James @ Rundo·5 min read·April 17, 2026

A study by Electrical Contractor Magazine found that the average trades business underestimates jobs by 12 to 18 percent. On a $5,000 job that is $600 to $900 walking out the door.

Do that 50 times a year and you are leaving $30,000 to $45,000 on the table.

The worst part? You did the work. You just did not charge for all of it.

Mistake 1: Guessing on materials

Most owners price materials from memory. They remember what a hot water tank cost last time and use that number. But supplier prices change constantly. Copper is up 23% since 2022. PVC fittings are up 15%.

Fix this by checking supplier pricing before every quote. Not last month's price. Today's price. Add 10% for waste and fittings you forgot. You will always use more material than you think.

Mistake 2: Not charging for drive time

If a job is 45 minutes away, that is 1.5 hours of round trip driving. Your truck costs $0.68 per kilometer in fuel, insurance, and wear. Your time has a dollar value too.

A plumber charging $120 per hour who drives 45 minutes each way is giving away $180 of billable time on every job. That adds up to thousands per month.

Build a minimum travel charge into every quote. Or include a flat service call fee that covers the first 30 minutes of drive time. Make it a line item so customers see it and accept it upfront.

Mistake 3: No buffer for callbacks

Every trades business has callbacks. Something leaks. A breaker trips. The customer calls and you go back for free.

The industry average callback rate is 5 to 8 percent. If you are not building that into your pricing, you are doing free work every single week.
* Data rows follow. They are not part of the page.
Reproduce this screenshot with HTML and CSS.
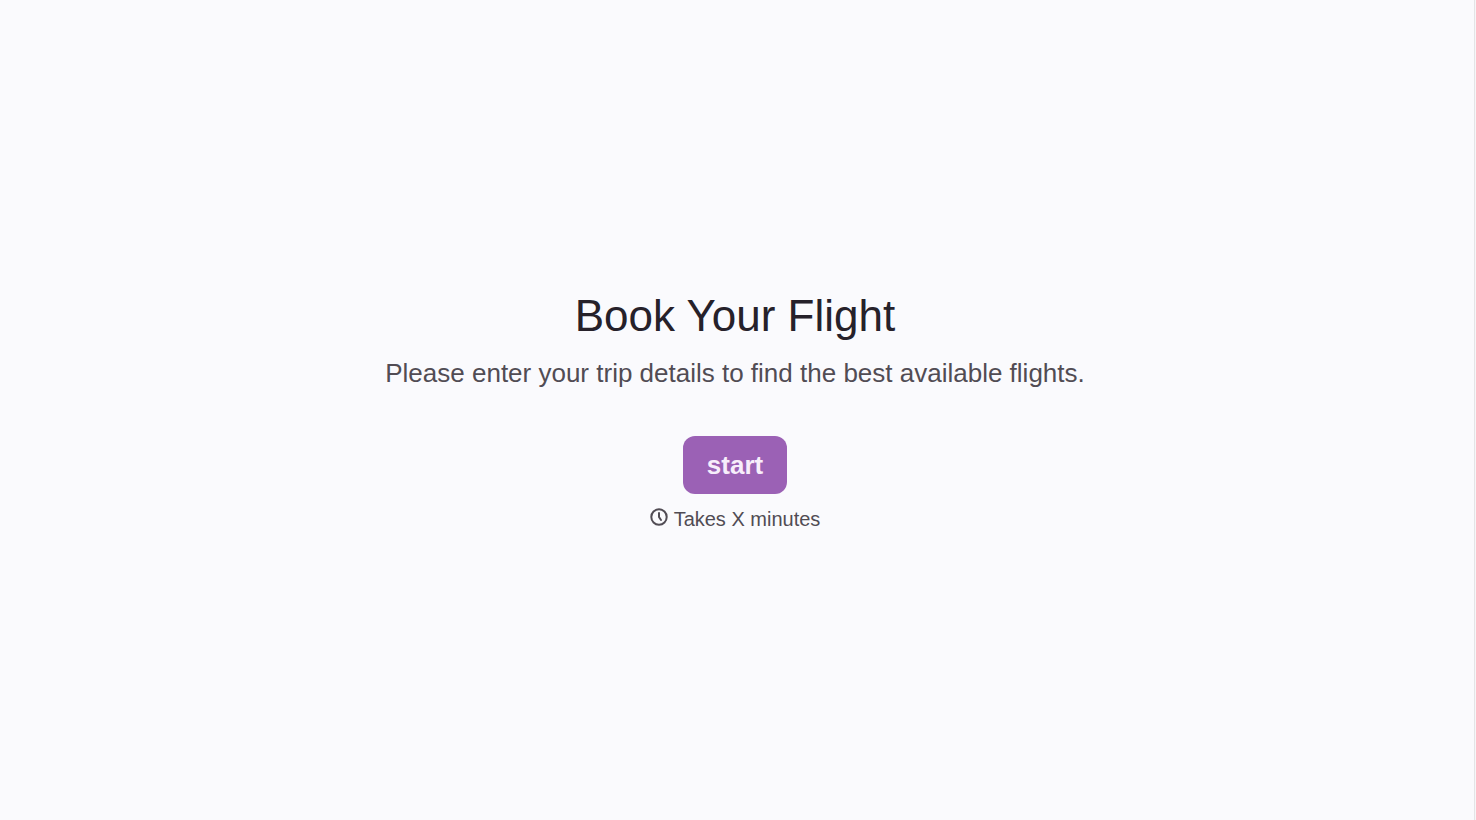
FILE: index.html
```html
<!DOCTYPE html>
<html lang="en">
<head>
    <meta charset="UTF-8">
    <meta name="viewport" content="width=device-width, initial-scale=1.0">
    <title>Book Your Flight</title>
    <link rel="stylesheet" href="styles.css">
</head>
<body>
    <main class="welcome">
        <h1>Book Your Flight</h1>
        <p class="description">Please enter your trip details to find the best available flights.</p>
        <button type="button" class="start-btn">start</button>
        <p class="duration">
            <svg class="clock-icon" viewBox="0 0 18 18" aria-hidden="true">
                <circle cx="9" cy="9" r="7.7"></circle>
                <path d="M9 5V9l2 3"></path>
            </svg>
            <span>Takes X minutes</span>
        </p>
    </main>
</body>
</html>
```
FILE: styles.css
```css
* {
    box-sizing: border-box;
}
body {
    margin: 0;
    padding-right: 1px;
    font-family: "Liberation Sans", Arial, sans-serif;
    background-color: #f6f6f8;
    color: #26212a;
}
.welcome {
    min-height: 100vh;
    padding: 24px 28px 24px 24px;
    background-color: #fafafd;
    border-right: 1px solid #e4e4e6;
    display: flex;
    flex-direction: column;
    align-items: center;
    justify-content: center;
    text-align: center;
}
.welcome h1 {
    margin: 0 0 12px;
    font-size: 44px;
    font-weight: 400;
    line-height: 56px;
}
.description {
    margin: 0 0 46px;
    font-size: 26px;
    line-height: 34px;
    color: #514c54;
}
.start-btn {
    padding: 12px 24px;
    border: none;
    border-radius: 12px;
    background-color: #9b61b5;
    color: #f7eefb;
    font-family: inherit;
    font-size: 26px;
    font-weight: 700;
    line-height: 34px;
    cursor: pointer;
}
.duration {
    display: flex;
    align-items: baseline;
    gap: 6px;
    margin: 12px 0 0;
    font-size: 20px;
    line-height: 26px;
    color: #514c54;
}
.clock-icon {
    width: 18px;
    height: 18px;
    fill: none;
    stroke: currentColor;
    stroke-width: 2;
    stroke-linecap: round;
}
```
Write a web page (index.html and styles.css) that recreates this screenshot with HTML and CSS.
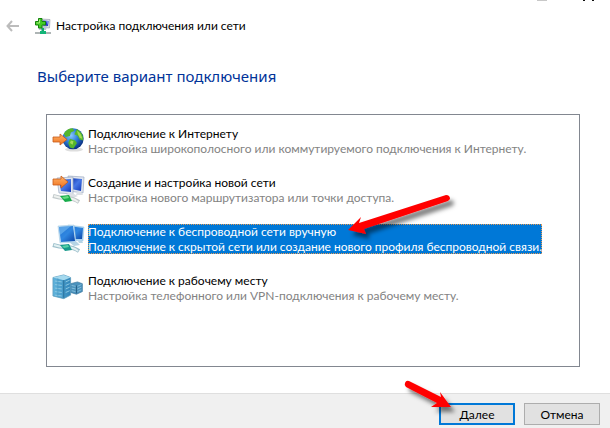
FILE: index.html
```html
<!DOCTYPE html>
<html lang="ru">
<head>
<meta charset="utf-8">
<title>Настройка подключения или сети</title>
<link rel="stylesheet" href="styles.css">
</head>
<body>
<svg width="0" height="0" class="defs" aria-hidden="true">
  <defs>
    <linearGradient id="screen" x1="0" y1="0" x2="1" y2="1"><stop offset="0" stop-color="#0a2ba6"/><stop offset=".5" stop-color="#4678e6"/><stop offset="1" stop-color="#1238b8"/></linearGradient>
    <linearGradient id="sky" x1="0" y1="0" x2="1" y2="1"><stop offset="0" stop-color="#2474d2"/><stop offset=".5" stop-color="#2f86e0"/><stop offset="1" stop-color="#0b45a8"/></linearGradient>
    <linearGradient id="orange" x1="0" y1="0" x2="0" y2="1"><stop offset="0" stop-color="#ffb469"/><stop offset="1" stop-color="#f0701c"/></linearGradient>
    <radialGradient id="globe" cx=".4" cy=".35" r=".65"><stop offset="0" stop-color="#8cc8ff"/><stop offset=".5" stop-color="#2f7fd8"/><stop offset="1" stop-color="#0b3285"/></radialGradient>
    <linearGradient id="tower" x1="0" y1="0" x2="1" y2="0"><stop offset="0" stop-color="#62b5dd"/><stop offset="1" stop-color="#3184b8"/></linearGradient>
    <filter id="shadow" x="-20%" y="-30%" width="150%" height="190%"><feDropShadow dx="4" dy="5" stdDeviation="2" flood-color="#000" flood-opacity=".5"/></filter>
  </defs>
</svg>
<main class="wizard">
  <header class="titlebar">
    <button class="back" type="button" aria-label="Назад"><svg width="14" height="12" viewBox="0 0 14 12"><path d="M13 6H2M6 1L1.500 6L6 11" fill="none" stroke="#bcbcbc" stroke-width="2"/></svg></button>
    <svg class="app-icon" width="16" height="17" viewBox="0 0 16 17">
      <path d="M6 1L15 1.500L14.500 10L6 9.500Z" fill="#d9dce5" stroke="#9299a8" stroke-width=".6"/>
      <path d="M8 2.500L13.500 3L13 8L8 7.500Z" fill="#2834c5"/><path d="M11 3L13.500 3L13 7Z" fill="#768fee"/>
      <path d="M3 8H12L11 12H4Z" fill="#b9c7d3"/><path d="M6.500 10H9V13H11V15H5V13H6.500Z" fill="#13a76d"/>
      <path d="M0 14H16V16H0Z" fill="#aeb5b5"/><path d="M5 13H11V16H5Z" fill="#13b578"/>
      <path d="M3.500 .5H7V3.500H10.500V7H7V10H3.500V7H.5V3.500H3.500Z" fill="#42cc25" stroke="#14830d"/><path d="M4.500 1.500V5H1.500" fill="none" stroke="#a4ed76"/>
    </svg>
    <h1>Настройка подключения или сети</h1>
    <svg class="window-marks" width="60" height="1" viewBox="0 0 60 1" aria-hidden="true"><path d="M0 0H10V1H0Z" fill="#c8c8c8"/><path d="M46 0H48V1H46ZM55 0H57V1H55Z" fill="#111"/></svg>
  </header>
  <form class="content">
    <h2 id="prompt">Выберите вариант подключения</h2>
    <div class="options" role="radiogroup" aria-labelledby="prompt">
      <label class="option">
        <input type="radio" name="connection">
        <svg width="34" height="32" viewBox="0 0 34 32">
          <ellipse cx="23" cy="23.500" rx="9" ry="2" fill="#dedede"/>
          <g transform="translate(4 -.5) scale(.88)"><circle cx="20.500" cy="15" r="12" fill="url(#globe)"/>
          <path d="M10 9Q14 3 20 3L22 6L18 8L17 12L12 13ZM25 4Q33 9 32 17L28 16L26 12L22 10ZM17 15L23 17L25 20L21 26L17 25L15 20Z" fill="#55b62c"/><path d="M25 6Q30 9 31 15L28 14L26 10ZM18 17L21 18L20 22L17 20Z" fill="#a3dc57"/></g>
          <path d="M2 11H9V8L16 13.500L9 19V16H2Z" fill="url(#orange)" stroke="#c65b19" stroke-width=".8"/>
        </svg>
        <span class="text"><span class="name">Подключение к Интернету</span><span class="hint">Настройка широкополосного или коммутируемого подключения к Интернету.</span></span>
      </label>
      <label class="option">
        <input type="radio" name="connection">
        <svg width="34" height="32" viewBox="0 0 34 32">
          <path d="M17 1L33 2L32 18L18 16Z" fill="#e0e5ef" stroke="#9caac1" stroke-width=".7"/><path d="M19 3L31 4L30 16L20 14Z" fill="url(#screen)"/>
          <path d="M6 3L22 2L22 19L8 18Z" fill="#dfe5ef" stroke="#9caac1" stroke-width=".7"/><path d="M8 5L20 4L20 17L10 16Z" fill="url(#screen)"/>
          <path d="M17 18H21L27 21L22 23L15 20ZM26 17H30L32 20H25Z" fill="#dce0e5"/>
          <path d="M2 21Q8 23 15 23T28 27" fill="none" stroke="#c0c8ca" stroke-width="4"/><path d="M3 21Q8 23 15 23T27 27" fill="none" stroke="#eef1ef" stroke-width="2"/><path d="M9 21L18 20L21 26L14 27Z" fill="#18ac4b"/><path d="M11 22L17 21L18 23L13 24Z" fill="#67dc83"/>
          <path d="M2 4H10V1L17 7L10 13V10H2Z" fill="url(#orange)" stroke="#c65b19" stroke-width=".8"/>
        </svg>
        <span class="text"><span class="name">Создание и настройка новой сети</span><span class="hint">Настройка нового маршрутизатора или точки доступа.</span></span>
      </label>
      <label class="option">
        <input type="radio" name="connection" checked>
        <svg width="34" height="32" viewBox="0 0 34 32">
          <path d="M17 1L33 3L32 17L18 16Z" fill="#a9d4f0" stroke="#9fc4df" stroke-width=".5"/><path d="M18 2L32 4L31 15L19 15Z" fill="url(#sky)"/>
          <path d="M7 2L23 1L25 18L9 19Z" fill="#c2e1f5" stroke="#9fc4df" stroke-width=".5"/><path d="M8 3L22 2L24 17L10 18Z" fill="url(#sky)"/><path d="M8 3L20 2L9 11Z" fill="#71b9ef" opacity=".65"/>
          <path d="M18 18L26 18L29 21L23 22ZM27 17L31 17L32 19L28 19Z" fill="#b5d4e4"/>
          <path d="M2 21Q8 23 15 23T28 27" fill="none" stroke="#9dbfcb" stroke-width="4"/><path d="M3 21Q8 23 15 23T27 27" fill="none" stroke="#e3f1f2" stroke-width="2"/><path d="M9 21L18 20L21 26L14 27Z" fill="#17998b"/><path d="M11 22L17 21L18 23L13 24Z" fill="#54d2a6"/>
        </svg>
        <span class="text"><span class="name">Подключение к беспроводной сети вручную</span><span class="hint">Подключение к скрытой сети или создание нового профиля беспроводной связи.</span></span>
        <svg class="arrow arrow-option" width="124" height="60" viewBox="0 0 124 60" aria-hidden="true"><g filter="url(#shadow)"><path d="M8 42L21 29L19 35L106 7Q110 7 110 11L108 13L24 41L26 46Z" fill="#f00"/></g></svg>
      </label>
      <label class="option">
        <input type="radio" name="connection">
        <svg width="34" height="32" viewBox="0 0 34 32">
          <g transform="translate(0 1) scale(.98 .88)"><path d="M20 11L27 9L32 11V20L26 23L20 21Z" fill="#4a91bc" stroke="#327199" stroke-width=".7"/><path d="M21 13L25 14M21 16L25 17M21 19L25 20M27 14L31 12M27 17L31 15M27 20L31 18" stroke="#94cbe2" stroke-width=".8"/><path d="M26 13V22" stroke="#235d82"/>
          <path d="M2 4L13 1L20 4V24L13 28L2 25Z" fill="url(#tower)" stroke="#5898ba" stroke-width=".8"/><path d="M2 4L13 1L20 4L13 7Z" fill="#a5d9ee"/><path d="M13 7V27" stroke="#286d96"/><path d="M4 8L11 9M4 12L11 13M4 16L11 17M4 20L11 21M4 24L11 25M15 9L19 7M15 13L19 11M15 17L19 15M15 21L19 19" stroke="#8fcae3"/><path d="M7 5V25" stroke="#4d9bc4" stroke-width=".8"/></g>
        </svg>
        <span class="text"><span class="name">Подключение к рабочему месту</span><span class="hint">Настройка телефонного или VPN-подключения к рабочему месту.</span></span>
      </label>
    </div>
  </form>
  <footer class="actions">
    <button class="action primary" type="button">Далее
      <svg class="arrow arrow-next" width="64" height="48" viewBox="0 0 64 48" aria-hidden="true"><g filter="url(#shadow)"><path d="M6 8Q7 5 10 6L42 22L41 17L52 32L32 32L38 28L7 12Q5 10 6 8Z" fill="#f00"/></g></svg>
    </button>
    <button class="action" type="button">Отмена</button>
  </footer>
</main>
</body>
</html>
```
FILE: styles.css
```css
* { box-sizing: border-box; }
body {
  margin: 0;
  background: #fff;
  color: #000;
  font: 12px/15px Lato, "Noto Sans", sans-serif;
}
h1, h2 { margin: 0; font-weight: 400; }
.defs { position: absolute; }
.wizard {
  display: flex;
  flex-direction: column;
  min-height: 100vh;
  overflow: hidden;
}
.titlebar {
  position: relative;
  display: flex;
  align-items: center;
  height: 52px;
  padding-left: 6px;
}
.back { display: flex; padding: 0; border: 0; background: none; }
.app-icon { margin: 0 5px 0 15px; }
h1 { font-size: 12px; line-height: 16px; }
.window-marks { position: absolute; top: 0; right: 13px; }
.content {
  display: flex;
  flex: 1;
  flex-direction: column;
  padding: 13px 30px 26px 37px;
}
h2 {
  color: #039;
  font: 15px/22px "Noto Sans", sans-serif;
}
.options {
  flex: 1;
  margin: 27px 0 0 9px;
  padding: 11px 4px;
  border: 1px solid #828790;
}
.option {
  position: relative;
  display: flex;
  gap: 3px;
  align-items: flex-start;
  width: fit-content;
  height: 49px;
}
.option input {
  position: absolute;
  margin: 0;
  opacity: 0;
  pointer-events: none;
}
.text { display: block; white-space: nowrap; }
.name, .hint { display: block; }
.hint { color: #838383; }
.option input:checked ~ .text {
  outline: 1px dotted #e49a55;
  outline-offset: -1px;
  background: #0078d7;
  color: #fff;
}
.option input:checked ~ .text .hint { color: #fff; }
.arrow { position: absolute; pointer-events: none; }
.arrow-option { top: -36px; left: 289px; }
.actions {
  display: flex;
  gap: 9px;
  justify-content: flex-end;
  padding: 9px 10px 3px;
  border-top: 1px solid #dfdfdf;
  background: #f0f0f0;
}
.action {
  position: relative;
  width: 76px;
  height: 22px;
  padding: 0;
  border: 1px solid #adadad;
  background: #e1e1e1;
  color: #000;
  font: inherit;
}
.primary { border: 2px solid #0078d7; }
.arrow-next { top: -30px; left: -42px; }
```
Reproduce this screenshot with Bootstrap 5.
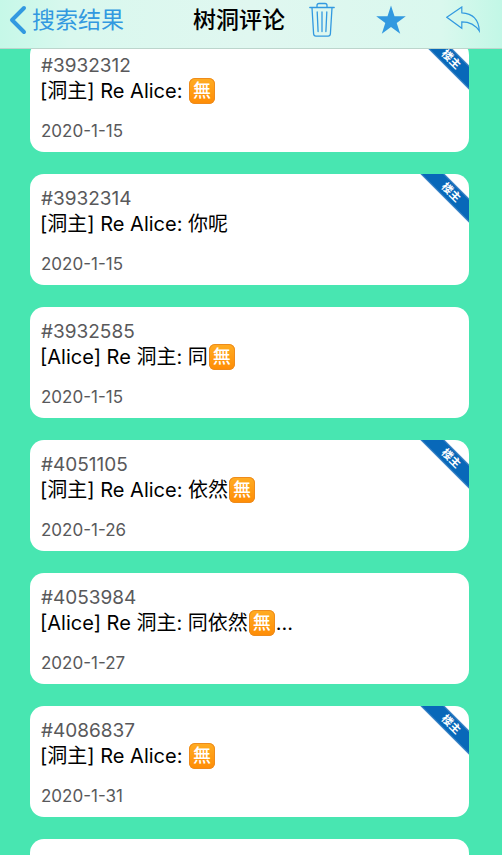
<!DOCTYPE html>
<html lang="zh-CN">
<head>
<meta charset="utf-8">
<meta name="viewport" content="width=device-width, initial-scale=1">
<title>树洞评论</title>
<link href="https://cdn.jsdelivr.net/npm/bootstrap@5.3.0/dist/css/bootstrap.min.css" rel="stylesheet">
<style>
  body { background: #48e6b1; color: #000; font-family: Inter, "Noto Sans CJK SC", sans-serif; }
  .topbar { height: 49px; padding-bottom: 9px; background: linear-gradient(90deg, #c6f8e8 0, #d9f8ee 14%, #e0f7f0 50%, #daf8ee 88%, #c2f7e6 100%); border-bottom: 1px solid #bcd5cc; }
  .topbar a, .topbar button { color: #3299e0; }
  .back { font-size: 23px; line-height: 32px; gap: 5px; padding-left: 9px; }
  .heading { font-size: 23px; line-height: 32px; font-weight: 500; color: #000; }
  .actions { width: 217px; padding: 0 22px 0 24px; }
  .feed { padding: 41px 33px 0 30px; gap: 22px; scrollbar-width: none; }
  .feed::-webkit-scrollbar { display: none; }
  .post { min-height: 111px; padding: 13px 11px 9px; border-radius: 14px; flex: none; }
  .number { font-size: 19px; line-height: 24px; color: #59595b; }
  .message { font-size: 20px; line-height: 26px; margin: 0 -1px 15px; }
  .date { font-size: 17px; line-height: 24px; color: #59595b; }
  .wu { width: 26px; height: 26px; margin: 0 1px; border-radius: 6px; font-size: 18px; font-weight: 500; line-height: 26px; color: #fff; background: linear-gradient(#ffad23, #ff8c05); box-shadow: inset 0 0 0 1px #ee8b1c; }
  .ribbon { top: 10px; right: -32px; width: 100px; height: 17px; transform: rotate(45deg); background: #0868b9; border: solid #4688c8; border-width: 1px 0; color: #fff; font-size: 11px; font-weight: 700; line-height: 15px; text-align: center; }
</style>
<script src="https://cdn.jsdelivr.net/npm/bootstrap@5.3.0/dist/js/bootstrap.bundle.min.js"></script>
</head>
<body>
<header class="topbar fixed-top d-flex align-items-center">
  <div class="flex-fill d-flex align-items-center justify-content-between">
    <a class="back d-flex align-items-center text-decoration-none" href="#results">
      <svg width="18" height="30" viewBox="0 0 18 30" fill="none" stroke="currentColor" stroke-width="4" stroke-linecap="round" stroke-linejoin="round" aria-hidden="true"><path d="M15 3 3 15l12 12"/></svg>
      <span>搜索结果</span>
    </a>
    <h1 class="heading m-0">树洞评论</h1>
  </div>
  <div class="actions d-flex align-items-center justify-content-between">
    <button class="btn p-0 border-0 d-flex" type="button" aria-label="删除">
      <svg width="26" height="36" viewBox="0 0 26 36" fill="none" stroke="currentColor" stroke-width="1.3" stroke-linejoin="round" stroke-linecap="round"><path d="M.8 5.5h24.4M8 5.2V3.6C8 2.2 8.700 1.500 10 1.500h6c1.300 0 2 .7 2 2.100v1.600M3 5.800l1.600 26c.1 1.500.9 2.300 2.300 2.300h12.200c1.400 0 2.200-.8 2.300-2.300l1.600-26M8.200 10l.9 19.500M13 10v19.500M17.800 10l-.9 19.500"/></svg>
    </button>
    <button class="btn p-0 border-0 d-flex" type="button" aria-label="收藏">
      <svg width="30" height="30" viewBox="0 0 30 30" fill="currentColor"><path d="m15 .5 3.500 10.700h11.300l-9.100 6.700 3.500 10.900L15 22.100l-9.200 6.700 3.500-10.900L.2 11.200h11.300z"/></svg>
    </button>
    <button class="btn p-0 border-0 d-flex" type="button" aria-label="回复">
      <svg width="34" height="27" viewBox="0 0 34 27" fill="none" stroke="currentColor" stroke-width="1.200" stroke-linejoin="miter"><path d="M.8 11.300 15.800 1v5.800c10.500.6 17 6.700 17.500 18.200-4-6.300-9.700-9.200-17.500-9.200v6.400z"/></svg>
    </button>
  </div>
</header>

<main class="feed vh-100 overflow-auto d-flex flex-column">
  <article class="post bg-white position-relative overflow-hidden">
    <div class="number">#3932312</div>
    <p class="message d-flex align-items-center"><span>[洞主] Re Alice:&nbsp;</span><span class="wu text-center">無</span></p>
    <time class="date d-block">2020-1-15</time>
    <span class="ribbon position-absolute">楼主</span>
  </article>
  <article class="post bg-white position-relative overflow-hidden">
    <div class="number">#3932314</div>
    <p class="message d-flex align-items-center"><span>[洞主] Re Alice: 你呢</span></p>
    <time class="date d-block">2020-1-15</time>
    <span class="ribbon position-absolute">楼主</span>
  </article>
  <article class="post bg-white position-relative overflow-hidden">
    <div class="number">#3932585</div>
    <p class="message d-flex align-items-center"><span>[Alice] Re 洞主: 同</span><span class="wu text-center">無</span></p>
    <time class="date d-block">2020-1-15</time>
  </article>
  <article class="post bg-white position-relative overflow-hidden">
    <div class="number">#4051105</div>
    <p class="message d-flex align-items-center"><span>[洞主] Re Alice: 依然</span><span class="wu text-center">無</span></p>
    <time class="date d-block">2020-1-26</time>
    <span class="ribbon position-absolute">楼主</span>
  </article>
  <article class="post bg-white position-relative overflow-hidden">
    <div class="number">#4053984</div>
    <p class="message d-flex align-items-center"><span>[Alice] Re 洞主: 同依然</span><span class="wu text-center">無</span><span>...</span></p>
    <time class="date d-block">2020-1-27</time>
  </article>
  <article class="post bg-white position-relative overflow-hidden">
    <div class="number">#4086837</div>
    <p class="message d-flex align-items-center"><span>[洞主] Re Alice:&nbsp;</span><span class="wu text-center">無</span></p>
    <time class="date d-block">2020-1-31</time>
    <span class="ribbon position-absolute">楼主</span>
  </article>
  <article class="post bg-white"></article>
</main>
</body>
</html>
Add a 5% margin buffer to every estimate. On a $3,000 job that is $150. You will never hear a customer complain about $150 on a $3,000 quote. But over a year that buffer covers every callback without eating your profit.

How to calculate your real cost per hour

Most trades businesses only count labour when they price a job. That misses half the cost of doing business.

Your real hourly cost includes: wages, WCB, insurance, vehicle costs, fuel, tools, software, rent, admin time, phone, and uniforms. Add all of those up for a month. Divide by the number of billable hours your crew actually works.

For most Canadian trades businesses, the real cost per hour is $65 to $95 even if you are paying a tech $30 per hour. If you are charging $85 per hour, you are barely breaking even.

Build estimates that protect your margin

Start with your real cost per hour. Add your target margin, usually 20 to 35 percent. Price materials at today's cost plus 10 percent. Add drive time. Add a 5 percent callback buffer.

Write it down in a price book so every quote follows the same formula. Stop guessing. The math is simple once you do it once.